Celso também refutou as acusações de que o julgamento se deu num "tribunal de exceção". "Essa acusação gravíssima há de ser repelida", disse. "Na realidade, o STF, como órgão de cúpula do Judiciário nacional, garantiu de modo real, pleno e efetivo às partes desse processo, tanto ao Ministério Público quanto aos réus, o direito a um julgamento justo, imparcial, isento e independente."

O ministro repeliu ainda as alegações de réus de que o julgamento foi uma farsa. "Nessa sucessão organizada de golpes proferidos contra nosso país é que reside sim a maior farsa da história política brasileira", ressaltou.

Gilmar Mendes afirmou que, ao longo do mensalão, houve a tentativa de reduzir o Supremo a uma Corte bolivariana. "Foi um julgamento acidentado, que se alongou. Dois colegas deixaram de integrar a Corte", disse Mendes, referindo-se a Cezar Peluso e Carlos Ayres Britto, que votaram por condenações e se aposentaram no meio do julgamento, em 2012, sendo substituídos posteriormente por Zavascki e Barroso, que absolveram os réus. "Quem sabe a Corte será recomposta para a revisão criminal", continuou Mendes, citando um possível novo recurso dos condenados. "Mas o tribunal manteve a sua posição e esse é o dado positivo nesse quadro de práticas reprováveis. As instituições são mais fortes do que aqueles que a integram. O Brasil saiu forte desse julgamento porque o projeto era reduzir essa Suprema Corte a uma Corte bolivariana."

Para Marco Aurélio Mello, a resposta dada pelo STF nos embargos "é negativa". "Devemos honrar até mesmo os dois colegas que já não integram o colegiado", disse, lembrando-se de Britto e Peluso. "O Supremo de ontem assentou a condenação.
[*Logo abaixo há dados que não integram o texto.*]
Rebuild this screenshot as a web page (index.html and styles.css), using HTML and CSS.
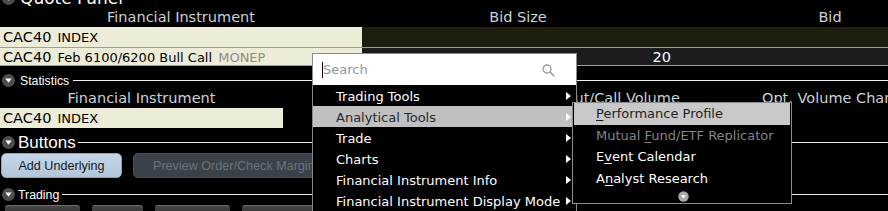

O fez por seis votos a quatro. O Supremo de hoje, dando o dito pelo não dito, inverte o placar", lamentou.

Marco Aurélio ressaltou que as penas por quadrilha tinham "um simbolismo incomum" e, por isso, as defesas insistiram em afastá-las. "Insistência incentivada pelo fato de um Supremo de hoje não ser o de ontem", insistiu.

Ao fim, os vencidos seguiram o relator dos embargos, Luiz Fux, que votou pela manutenção das condenações.